The longer one has knit, the less inspection of the WIP occurs as rows are knit. Countless blog posts and Rav notes describe the "Oh sh*t!" moment when comprehension hits.
My schematic for Leilani describes 32" across the back. Did I check my most recent gauge from the front pieces? No. Did I measure when the back could have been called a somewhat wide gauge swatch? No. Understanding came slowly, menacingly, 1+ skeins into the piece. I noticed that I was very bunched up on a 24" needle. I knit it onto a 32" needle, measured. Oh sh*t. 35.5 inches. I was knitting a schmata. It took several days for me to become an adult about this. Photodocumentation preceded frogging by minutes.
Cheryl S recently frogged a bunch of knitting, as did Anne. Courage by example works for me. The part that burns my toast is that my yarn is inelastic. Knitting occurs in short bursts because my hands become unhappy. The good news is that the pattern is only stockinette, with periodic decreases.
I am spinning Felicia. Lynn (who seems to be appearing here often) posted a challenge on Ravelry, to spin an entire fleece in the month of September. She allows half fleeces, which is what is left of my lovely Corrie/Romney X from Ingrid Byrd at Ward Brook Farm in NH.

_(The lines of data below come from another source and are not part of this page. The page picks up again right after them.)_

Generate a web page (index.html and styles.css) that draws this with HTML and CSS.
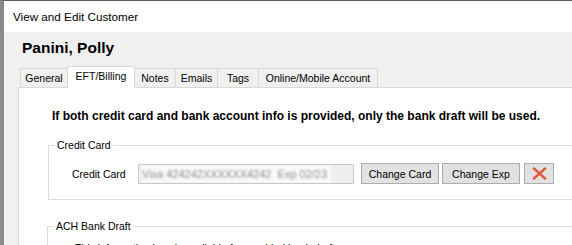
FILE: index.html
```html
<!DOCTYPE html>
<html>
<head>
<meta charset="utf-8">
<link rel="stylesheet" href="styles.css">
</head>
<body>
<div class="window">
  <div class="titlebar">View and Edit Customer</div>
  <div class="client">
    <div class="name">Panini, Polly</div>
    <div class="tabs">
      <div class="tab t-general">General</div>
      <div class="tab active t-eft">EFT/Billing</div>
      <div class="tab t-notes">Notes</div>
      <div class="tab t-emails">Emails</div>
      <div class="tab t-tags">Tags</div>
      <div class="tab t-online">Online/Mobile Account</div>
    </div>
    <div class="panel">
      <p class="notice">If both credit card and bank account info is provided, only the bank draft will be used.</p>
      <fieldset class="group cc">
        <legend>Credit Card</legend>
        <div class="row">
          <span class="label">Credit Card</span>
          <div class="textbox"><span class="masked">Visa 424242XXXXXX4242&nbsp; Exp 02/23</span></div>
          <button class="btn btn-wide">Change Card</button>
          <button class="btn btn-wide btn-exp">Change Exp</button>
          <button class="btn btn-del" aria-label="Remove card">
            <svg width="15" height="13" viewBox="0 0 15 13"><path d="M1.2 0.8 L13.8 12.2 M13.8 0.8 L1.2 12.2" stroke="#e0563b" stroke-width="2.4" fill="none"/></svg>
          </button>
        </div>
      </fieldset>
      <fieldset class="group ach">
        <legend>ACH Bank Draft</legend>
        <p class="info">This information is only available for provided bank drafts.</p>
      </fieldset>
    </div>
  </div>
</div>
</body>
</html>
```

FILE: styles.css
```css
html, body {
  margin: 0;
  padding: 0;
  width: 572px;
  height: 245px;
  overflow: hidden;
  background: #ffffff;
}

.window {
  border-top: 1px solid #5f5f5f;
  border-left: 4px solid #8a8a8a;
  height: 300px;
  width: 700px;
  background: #f0f0f0;
  font-family: "Liberation Sans", Arial, sans-serif;
  font-size: 10.5px;
  color: #000;
}

.titlebar {
  height: 31px;
  line-height: 31px;
  background: #ffffff;
  padding-left: 9px;
  font-size: 11.7px;
  color: #000;
}

.client {
  background: #f0f0f0;
  padding-top: 7px;
}

.name {
  font-weight: bold;
  font-size: 15.5px;
  line-height: 18px;
  height: 18px;
  padding-left: 18px;
  margin-bottom: 9px;
}

.tabs {
  display: flex;
  align-items: flex-end;
  height: 21px;
  margin-left: 16px;
}

.tab {
  box-sizing: border-box;
  height: 19px;
  line-height: 19px;
  border: 1px solid #d9d9d9;
  border-bottom: none;
  margin-right: -1px;
  background: #f0f0f0;
  text-align: center;
  white-space: nowrap;
}

.tab.active {
  position: relative;
  z-index: 1;
  height: 22px;
  margin-bottom: -1px;
  line-height: 18px;
  background: #ffffff;
}

.t-general { width: 48px; }
.t-eft { width: 68px; }
.t-notes { width: 42px; }
.t-emails { width: 43px; }
.t-tags { width: 42px; }
.t-online { width: 120px; }

.panel {
  margin-left: 14px;
  background: #ffffff;
  border: 1px solid #d9d9d9;
  height: 200px;
  padding-top: 21px;
  padding-left: 33px;
}

.notice {
  margin: 0;
  font-weight: bold;
  font-size: 12px;
  line-height: 15px;
  white-space: nowrap;
}

.group {
  margin: 0;
  padding: 0;
  border: 1px solid #dcdcdc;
  width: 620px;
  min-width: 0;
}

.group legend {
  margin-left: 6px;
  padding: 0 2px;
  line-height: 14px;
}

.cc {
  margin-top: 14px;
  margin-left: -4px;
  padding: 11px 0 15px 0;
}

.row {
  display: flex;
  align-items: center;
  height: 21px;
  padding-left: 23px;
}

.label {
  width: 66px;
  white-space: nowrap;
}

.textbox {
  box-sizing: border-box;
  width: 216px;
  height: 20px;
  border: 1px solid #c8c8c8;
  background: #efefef;
  display: flex;
  align-items: center;
  padding-left: 3px;
  overflow: hidden;
}

.masked {
  background: #f9f9f9;
  color: #8c8c8c;
  filter: blur(1.2px);
  white-space: nowrap;
  padding-right: 4px;
  font-size: 11px;
  line-height: 18px;
}

.btn {
  box-sizing: border-box;
  height: 21px;
  margin: 0;
  padding: 0;
  border: 1px solid #adadad;
  background: #e1e1e1;
  font-family: inherit;
  font-size: inherit;
  color: #000;
  display: flex;
  align-items: center;
  justify-content: center;
}

.btn-wide {
  width: 78px;
  margin-left: 7px;
}

.btn-exp {
  margin-left: 3px;
}

.btn-del {
  width: 30px;
  margin-left: 4px;
}

.ach {
  margin-top: 19px;
  margin-left: -5px;
  padding: 8px 0 20px 0;
}

.info {
  margin: 0;
  padding-left: 27px;
  line-height: 14px;
  white-space: nowrap;
}
```
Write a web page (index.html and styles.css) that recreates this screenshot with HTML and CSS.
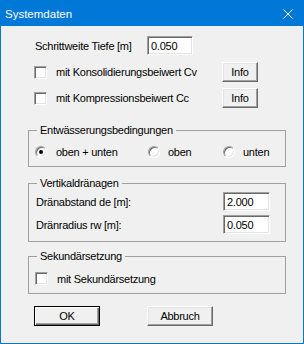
FILE: index.html
```html
<!DOCTYPE html>
<html lang="de">
<head>
    <meta charset="UTF-8">
    <title>Systemdaten</title>
    <link rel="stylesheet" href="styles.css">
</head>
<body>
    <div class="window">
        <div class="titlebar">
            <span class="title">Systemdaten</span>
            <svg class="close" width="10" height="10" viewBox="0 0 10 10">
                <path d="M0.5 0.5L9.5 9.5M9.5 0.5L0.5 9.5" stroke="#ffffff" stroke-width="1" fill="none"/>
            </svg>
        </div>

        <div class="content">
            <div class="row step-row">
                <label class="step-label">Schrittweite Tiefe [m]</label>
                <input class="field step-field" type="text" value="0.050">
            </div>

            <div class="row check-row first">
                <label class="check"><input type="checkbox"><span>mit Konsolidierungsbeiwert Cv</span></label>
                <button class="btn info">Info</button>
            </div>
            <div class="row check-row">
                <label class="check"><input type="checkbox"><span>mit Kompressionsbeiwert Cc</span></label>
                <button class="btn info">Info</button>
            </div>

            <fieldset class="group drainage">
                <legend>Entwässerungsbedingungen</legend>
                <div class="radio-row">
                    <label class="radio wide"><input type="radio" name="drain" checked><span>oben + unten</span></label>
                    <label class="radio mid"><input type="radio" name="drain"><span>oben</span></label>
                    <label class="radio"><input type="radio" name="drain"><span>unten</span></label>
                </div>
            </fieldset>

            <fieldset class="group vertical">
                <legend>Vertikaldränagen</legend>
                <div class="value-row">
                    <label>Dränabstand de [m]:</label>
                    <input class="field value-field" type="text" value="2.000">
                </div>
                <div class="value-row second">
                    <label>Dränradius rw [m]:</label>
                    <input class="field value-field" type="text" value="0.050">
                </div>
            </fieldset>

            <fieldset class="group secondary">
                <legend>Sekundärsetzung</legend>
                <label class="check"><input type="checkbox"><span>mit Sekundärsetzung</span></label>
            </fieldset>

            <div class="actions">
                <button class="btn action default">OK</button>
                <button class="btn action">Abbruch</button>
            </div>
        </div>
    </div>
</body>
</html>
```

FILE: styles.css
```css
/* Reset */
* {
    margin: 0;
    padding: 0;
    box-sizing: border-box;
}

body {
    font-family: 'Liberation Sans', Arial, sans-serif;
    font-size: 11px;
    color: #000000;
    background-color: #f0f0f0;
}

.window {
    width: 304px;
    height: 344px;
    border: 1px solid #0078d7; /* Window frame */
    background-color: #f0f0f0;
}

.titlebar {
    height: 25px;
    background-color: #0078d7;
    color: #ffffff;
    display: flex;
    align-items: center;
    justify-content: space-between;
    padding-left: 4px;
    padding-right: 10px;
}

.title {
    font-size: 11.5px;
    line-height: 14px;
    padding-top: 1px;
}

.close {
    display: block;
    margin-top: 1px;
}

.content {
    padding: 10px 17px 0 27px;
    letter-spacing: -0.25px; /* narrower dialog font */
}

.row {
    display: flex;
    align-items: center;
    padding-left: 6px;
}

.step-row {
    height: 19px;
}

.step-label {
    width: 113px;
    padding-left: 1px;
}

/* Sunken edit boxes */
.field {
    font-family: 'Liberation Sans', Arial, sans-serif;
    font-size: 11px;
    letter-spacing: -0.25px;
    color: #000000;
    height: 19px;
    padding: 0 3px;
    background-color: #ffffff;
    border: 1px solid;
    border-color: #a0a0a0 #ffffff #ffffff #a0a0a0;
    box-shadow: inset 1px 1px #696969, inset -1px -1px #e3e3e3;
    outline: none;
}

.step-field {
    width: 46px;
}

.check-row {
    height: 20px;
    margin-top: 6px;
    justify-content: space-between;
    padding-right: 28px;
}

.check-row.first {
    margin-top: 7px;
}

.check,
.radio {
    display: flex;
    align-items: center;
    height: 13px;
}

.check input,
.radio input {
    appearance: none;
    -webkit-appearance: none;
    width: 13px;
    height: 13px;
    margin-right: 9px;
    background-color: #ffffff;
    border: 1px solid;
    border-color: #a0a0a0 #ffffff #ffffff #a0a0a0;
    box-shadow: inset 1px 1px #696969, inset -1px -1px #e3e3e3;
    flex-shrink: 0;
}

.radio input {
    width: 12px;
    height: 12px;
    border-radius: 50%;
    margin-right: 9px;
    position: relative;
}

.radio input:checked::after {
    content: '';
    position: absolute;
    left: 3px;
    top: 3px;
    width: 4px;
    height: 4px;
    border-radius: 50%;
    background-color: #000000;
}

/* Raised push buttons */
.btn {
    font-family: 'Liberation Sans', Arial, sans-serif;
    font-size: 11px;
    letter-spacing: -0.25px;
    color: #000000;
    height: 20px;
    background-color: #f0f0f0;
    border: 1px solid;
    border-color: #ffffff #696969 #696969 #ffffff;
    box-shadow: inset -1px -1px #a0a0a0, inset 1px 1px #e3e3e3;
}

.info {
    width: 36px;
}

/* Group boxes */
.group {
    border: 1px solid #a0a0a0;
    padding: 0 15px 0 6px;
    min-width: 0;
}

.group legend {
    line-height: 13px;
    padding: 0 3px;
    margin-left: 2px;
}

.drainage {
    margin-top: 16px;
    padding-top: 8px;
    padding-bottom: 8px;
}

.radio-row {
    display: flex;
}

.radio.wide {
    width: 113px;
}

.radio.mid {
    width: 75px;
}

.radio.wide input {
    margin-right: 9px;
}

.radio.mid input,
.radio:last-child input {
    margin-right: 8px;
}

.vertical {
    margin-top: 10px;
    padding-top: 2px;
    padding-bottom: 7px;
}

.value-row {
    display: flex;
    align-items: center;
    justify-content: space-between;
    height: 19px;
}

.value-row label {
    padding-left: 1px;
}

.value-row.second {
    margin-top: 4px;
}

.value-field {
    width: 47px;
}

.secondary {
    margin-top: 8px;
    padding-top: 9px;
    padding-bottom: 8px;
}

.actions {
    display: flex;
    gap: 47px;
    margin-top: 12px;
    padding-left: 6px;
}

.action {
    width: 66px;
}

.action.default {
    border: 1px solid #000000;
    box-shadow: inset 1px 1px #ffffff, inset -1px -1px #696969, inset -2px -2px #a0a0a0;
}
```
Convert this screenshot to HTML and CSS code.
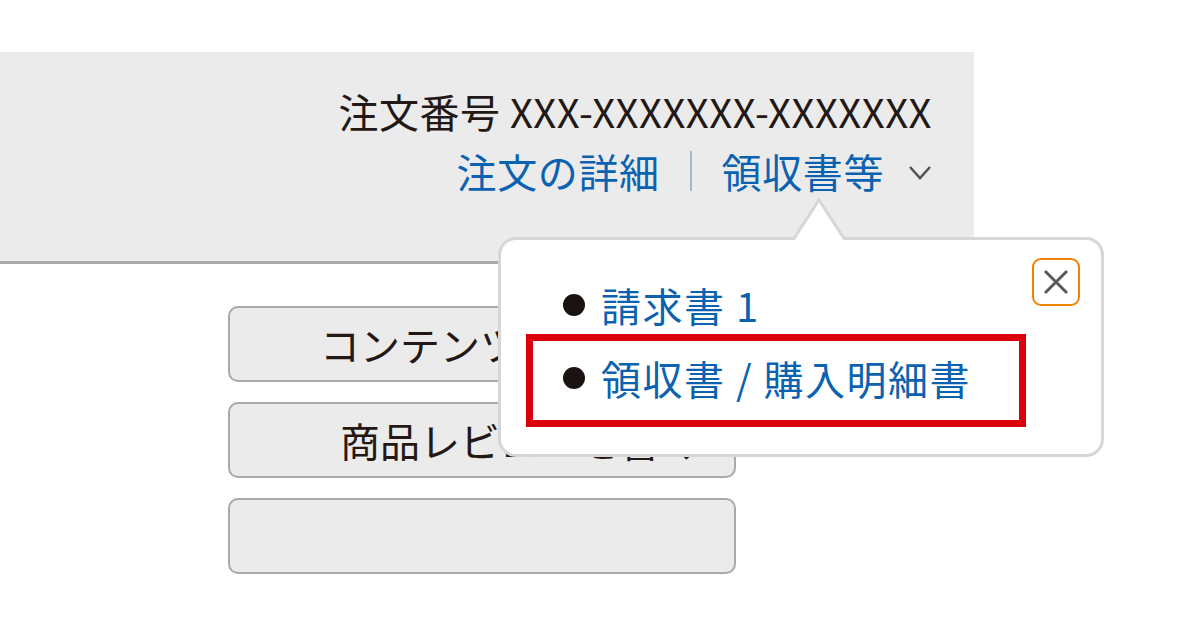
FILE: index.html
```html
<!DOCTYPE html>
<html lang="ja">
<head>
  <meta charset="UTF-8" />
  <title>注文履歴</title>
  <link rel="stylesheet" href="styles.css">
</head>
<body>
  <div class="pagina">
    <div class="cabecalho">
      <div class="numero">注文番号 XXX-XXXXXXX-XXXXXXX</div>
      <div class="links">
        <a class="link">注文の詳細</a>
        <span class="sep"></span>
        <a class="link">領収書等</a>
        <svg class="chevron" width="24" height="16" viewBox="0 0 24 16"><path d="M2 2 L12 13 L22 2" fill="none" stroke="#555" stroke-width="2.6"/></svg>
      </div>
    </div>

    <div class="botoes">
      <div class="botao">コンテンツライブラリ</div>
      <div class="botao">商品レビューを書く</div>
      <div class="botao"></div>
    </div>

    <div class="popover">
      <svg class="seta" width="56" height="44" viewBox="0 0 56 44"><path d="M2 43 L28 3 L54 43" fill="#fff" stroke="#d6d6d6" stroke-width="3"/></svg>
      <button class="fechar" aria-label="閉じる">
        <svg width="28" height="28" viewBox="0 0 28 28"><path d="M3 3 L25 25 M25 3 L3 25" stroke="#5a5a5a" stroke-width="3"/></svg>
      </button>
      <ul class="itens">
        <li class="item">請求書 1</li>
        <li class="item destaque">領収書 / 購入明細書</li>
      </ul>
    </div>
  </div>
</body>
</html>
```

FILE: styles.css
```css
* {
  margin: 0; padding: 0; box-sizing: border-box;
}
body {
  background: #fff;
  font-family: "Noto Sans CJK JP", "Noto Sans", sans-serif;
  color: #231815;
  width: 1200px;
  height: 640px;
  overflow: hidden;
}

.pagina {
  position: relative;
  padding-top: 52px;
}

.cabecalho {
  width: 974px;
  background: #ebebeb;
  border-bottom: 3px solid #a9a9a9;
  padding: 29px 42px 60px;
  display: flex;
  flex-direction: column;
  align-items: flex-end;
}

.numero {
  font-size: 40px;
  line-height: 60px;
  letter-spacing: 0.5px;
}

.links {
  display: flex;
  align-items: center;
  height: 60px;
}

.link {
  font-size: 40px;
  line-height: 60px;
  color: #0b62b0;
  letter-spacing: 0.6px;
}

.sep {
  width: 2px;
  height: 40px;
  background: #9db7d4;
  margin: 0 30px;
}

.chevron {
  margin-left: 24px;
  margin-top: 4px;
}

.botoes {
  margin: 42px 0 0 228px;
  width: 508px;
  display: flex;
  flex-direction: column;
  gap: 20px;
}

.botao {
  height: 76px;
  background: #ebebeb;
  border: 2px solid #a9a9a9;
  border-radius: 10px;
  font-size: 40px;
  line-height: 72px;
  text-align: center;
  padding-left: 76px;
  white-space: nowrap;
  overflow: hidden;
}

.popover {
  position: absolute;
  left: 498px;
  top: 237px;
  width: 606px;
  height: 220px;
  background: #fff;
  border: 3px solid #d6d6d6;
  border-radius: 18px;
  padding: 39px 0 0 25px;
}

.seta {
  position: absolute;
  left: 290px;
  top: -43px;
}

.fechar {
  position: absolute;
  top: 18px;
  right: 21px;
  width: 48px;
  height: 48px;
  background: #fff;
  border: 2px solid #f08300;
  border-radius: 9px;
  display: flex;
  align-items: center;
  justify-content: center;
}

.itens {
  list-style: none;
  width: 500px;
}

.item {
  font-size: 40px;
  line-height: 52px;
  color: #0b62b0;
  letter-spacing: 1.5px;
  padding-left: 37px;
  display: flex;
  align-items: center;
}

.item::before {
  content: "";
  width: 22px;
  height: 22px;
  border-radius: 50%;
  background: #1a1311;
  margin-right: 16px;
  flex-shrink: 0;
}

.destaque {
  border: 7px solid #dc000c;
  padding: 11px 0 16px 30px;
  margin-top: 3px;
}
```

Felicia has since gone to the great green pastures in the sky. Spinning one of her last fleeces is a meditative journey on life, death, and what we leave behind. I planned for a worsted weight yarn, spun woolen, classic three ply. The meditation switches quickly to what is being drafted in my hands.
What does a shepherd owe her spinners? What about fiber mills? What kind of fleecy outcome should land in our spinners' laps?
How much VM is reasonable? (There is surprisingly little in this fleece. Ingrid handpicks them before selling them.) If a sheep is not advertised as coated, caveat emptor rules. You buy VM at fleece weight. That is part of the natural process. The other extreme (Louet or Ashland top from nameless sheep) is not necessarily a more desireable choice.
The middleman is the shearer. This is potentially the weakest link. Second cuts will produce lots of nepps, both great and small. I know I rarely go hunting for these in fleeces that catch my eye at fiber festivals. I should probably change my impetuous habits.
The fiber mill is a huge variable. Spinners pay lots of dollars for the assumption of good processing. The mill can only produce the best job with what we give them. However, they can process poorly and produce unspinnability out of loveliness. (Felicia has some big nepps. Some appear consistent with second cuts, and some may be the result of processing.)
I recently discovered that a Whitefish Bay ewe fleece in my stash was nepped into unuseability. Dollars on top of dollars wasted. Hopes dashed. I can comb the roving, and salvage some. Half? Slightly more than half? Is it worth it? I'm not sure. (Fiber mill responsible available by PM.)